** START Given data **
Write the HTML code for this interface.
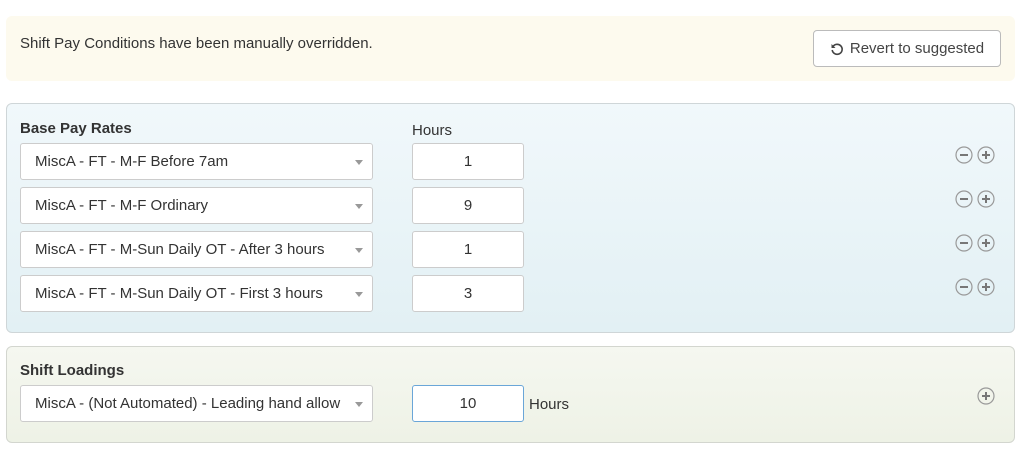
<!DOCTYPE html>
<html><head><style>
*{box-sizing:border-box;margin:0;padding:0}
body{width:1024px;height:454px;background:#fff;font-family:"Liberation Sans",sans-serif;color:#333;position:relative;overflow:hidden;font-size:15px}
.ab{position:absolute}
.banner{left:6px;top:16px;width:1009px;height:65px;background:#fdfaee;border-radius:6px}
.btn{left:813px;top:30px;width:188px;height:37px;border:1px solid #bbb;border-radius:4px;background:#fff;font-size:15px;color:#444;display:flex;align-items:center;justify-content:center;gap:6px}
.p1{left:6px;top:103px;width:1009px;height:230px;border:1px solid #cfd6d8;border-radius:6px;background:linear-gradient(#f1f8fb,#e2f0f4)}
.p2{left:6px;top:346px;width:1009px;height:97px;border:1px solid #d3d6cf;border-radius:6px;background:linear-gradient(#f5f7f0,#eef2e6)}
.sel{left:20px;width:353px;height:37px;background:#fff;border:1px solid #ccc;border-radius:3px;padding-left:14px;line-height:35px;font-size:15px;color:#333;white-space:nowrap;overflow:hidden}
.sel:after{content:"";position:absolute;right:9px;top:16px;border:4px solid transparent;border-top:5px solid #999}
.inp{left:412px;width:112px;height:37px;background:#fff;border:1px solid #ccc;border-radius:3px;text-align:center;line-height:35px;font-size:15px}
.h{font-weight:bold;font-size:15px;color:#333}
.ic{width:16px;height:16px}
</style></head><body>
<div class="ab banner"></div>
<div class="ab" style="left:20px;top:35px;font-size:15px;color:#333">Shift Pay Conditions have been manually overridden.</div>
<div class="ab btn"><svg width="14" height="14" viewBox="0 0 14 14"><path d="M3 4.5A5 5 0 1 1 2.2 8" fill="none" stroke="#444" stroke-width="1.6"/><path d="M1.5 2v4h4z" fill="#444"/></svg>Revert to suggested</div>
<div class="ab p1"></div>
<div class="ab h" style="left:20px;top:120px">Base Pay Rates</div>
<div class="ab" style="left:412px;top:122px">Hours</div>
<div class="ab sel" style="top:143px">MiscA - FT - M-F Before 7am</div>
<div class="ab inp" style="top:143px">1</div>
<div class="ab sel" style="top:187px">MiscA - FT - M-F Ordinary</div>
<div class="ab inp" style="top:187px">9</div>
<div class="ab sel" style="top:231px">MiscA - FT - M-Sun Daily OT - After 3 hours</div>
<div class="ab inp" style="top:231px">1</div>
<div class="ab sel" style="top:275px">MiscA - FT - M-Sun Daily OT - First 3 hours</div>
<div class="ab inp" style="top:275px">3</div>
<svg class="ab" style="left:954px;top:146px" width="44" height="160">
<g fill="none" stroke="#999" stroke-width="1.2">
<circle cx="10" cy="9" r="8"/><circle cx="32" cy="9" r="8"/>
<circle cx="10" cy="53" r="8"/><circle cx="32" cy="53" r="8"/>
<circle cx="10" cy="97" r="8"/><circle cx="32" cy="97" r="8"/>
<circle cx="10" cy="141" r="8"/><circle cx="32" cy="141" r="8"/>
</g>
<g stroke="#777" stroke-width="2">
<path d="M6 9h8M28 9h8M32 5v8"/>
<path d="M6 53h8M28 53h8M32 49v8"/>
<path d="M6 97h8M28 97h8M32 93v8"/>
<path d="M6 141h8M28 141h8M32 137v8"/>
</g></svg>
<div class="ab p2"></div>
<div class="ab h" style="left:20px;top:362px">Shift Loadings</div>
<div class="ab sel" style="top:385px;padding-right:30px;text-overflow:clip">MiscA - (Not Automated) - Leading hand allow</div>
<div class="ab inp" style="top:385px;border-color:#6aa6d8">10</div>
<div class="ab" style="left:529px;top:396px">Hours</div>
<svg class="ab" style="left:976px;top:386px" width="20" height="20"><circle cx="10" cy="10" r="8" fill="none" stroke="#999" stroke-width="1.2"/><path d="M6 10h8M10 6v8" stroke="#777" stroke-width="2"/></svg>
</body></html>
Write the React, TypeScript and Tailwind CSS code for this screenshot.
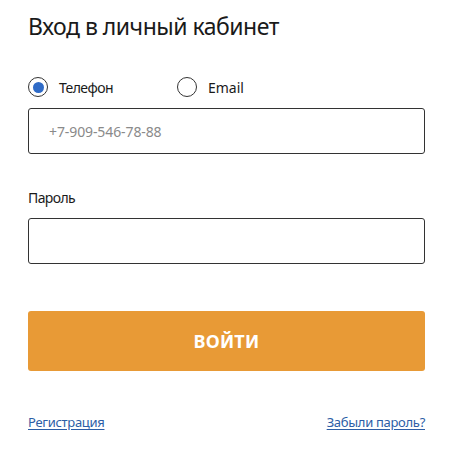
** END Given data **
What to do: Repeat the material above in full and unchanged, minus its images.

Worked answer:
Write the HTML code for this interface.
<!DOCTYPE html>
<html><head><style>
*{box-sizing:border-box;margin:0;padding:0}
body{width:1024px;height:454px;background:#fff;font-family:"Liberation Sans",sans-serif;color:#333;position:relative;overflow:hidden;font-size:15px}
.ab{position:absolute}
.banner{left:6px;top:16px;width:1009px;height:65px;background:#fdfaee;border-radius:6px}
.btn{left:813px;top:30px;width:188px;height:37px;border:1px solid #bbb;border-radius:4px;background:#fff;font-size:15px;color:#444;display:flex;align-items:center;justify-content:center;gap:6px}
.p1{left:6px;top:103px;width:1009px;height:230px;border:1px solid #cfd6d8;border-radius:6px;background:linear-gradient(#f1f8fb,#e2f0f4)}
.p2{left:6px;top:346px;width:1009px;height:97px;border:1px solid #d3d6cf;border-radius:6px;background:linear-gradient(#f5f7f0,#eef2e6)}
.sel{left:20px;width:353px;height:37px;background:#fff;border:1px solid #ccc;border-radius:3px;padding-left:14px;line-height:35px;font-size:15px;color:#333;white-space:nowrap;overflow:hidden}
.sel:after{content:"";position:absolute;right:9px;top:16px;border:4px solid transparent;border-top:5px solid #999}
.inp{left:412px;width:112px;height:37px;background:#fff;border:1px solid #ccc;border-radius:3px;text-align:center;line-height:35px;font-size:15px}
.h{font-weight:bold;font-size:15px;color:#333}
.ic{width:16px;height:16px}
</style></head><body>
<div class="ab banner"></div>
<div class="ab" style="left:20px;top:35px;font-size:15px;color:#333">Shift Pay Conditions have been manually overridden.</div>
<div class="ab btn"><svg width="14" height="14" viewBox="0 0 14 14"><path d="M3 4.5A5 5 0 1 1 2.2 8" fill="none" stroke="#444" stroke-width="1.6"/><path d="M1.5 2v4h4z" fill="#444"/></svg>Revert to suggested</div>
<div class="ab p1"></div>
<div class="ab h" style="left:20px;top:120px">Base Pay Rates</div>
<div class="ab" style="left:412px;top:122px">Hours</div>
<div class="ab sel" style="top:143px">MiscA - FT - M-F Before 7am</div>
<div class="ab inp" style="top:143px">1</div>
<div class="ab sel" style="top:187px">MiscA - FT - M-F Ordinary</div>
<div class="ab inp" style="top:187px">9</div>
<div class="ab sel" style="top:231px">MiscA - FT - M-Sun Daily OT - After 3 hours</div>
<div class="ab inp" style="top:231px">1</div>
<div class="ab sel" style="top:275px">MiscA - FT - M-Sun Daily OT - First 3 hours</div>
<div class="ab inp" style="top:275px">3</div>
<svg class="ab" style="left:954px;top:146px" width="44" height="160">
<g fill="none" stroke="#999" stroke-width="1.2">
<circle cx="10" cy="9" r="8"/><circle cx="32" cy="9" r="8"/>
<circle cx="10" cy="53" r="8"/><circle cx="32" cy="53" r="8"/>
<circle cx="10" cy="97" r="8"/><circle cx="32" cy="97" r="8"/>
<circle cx="10" cy="141" r="8"/><circle cx="32" cy="141" r="8"/>
</g>
<g stroke="#777" stroke-width="2">
<path d="M6 9h8M28 9h8M32 5v8"/>
<path d="M6 53h8M28 53h8M32 49v8"/>
<path d="M6 97h8M28 97h8M32 93v8"/>
<path d="M6 141h8M28 141h8M32 137v8"/>
</g></svg>
<div class="ab p2"></div>
<div class="ab h" style="left:20px;top:362px">Shift Loadings</div>
<div class="ab sel" style="top:385px;padding-right:30px;text-overflow:clip">MiscA - (Not Automated) - Leading hand allow</div>
<div class="ab inp" style="top:385px;border-color:#6aa6d8">10</div>
<div class="ab" style="left:529px;top:396px">Hours</div>
<svg class="ab" style="left:976px;top:386px" width="20" height="20"><circle cx="10" cy="10" r="8" fill="none" stroke="#999" stroke-width="1.2"/><path d="M6 10h8M10 6v8" stroke="#777" stroke-width="2"/></svg>
</body></html>
Write the React, TypeScript and Tailwind CSS code for this screenshot.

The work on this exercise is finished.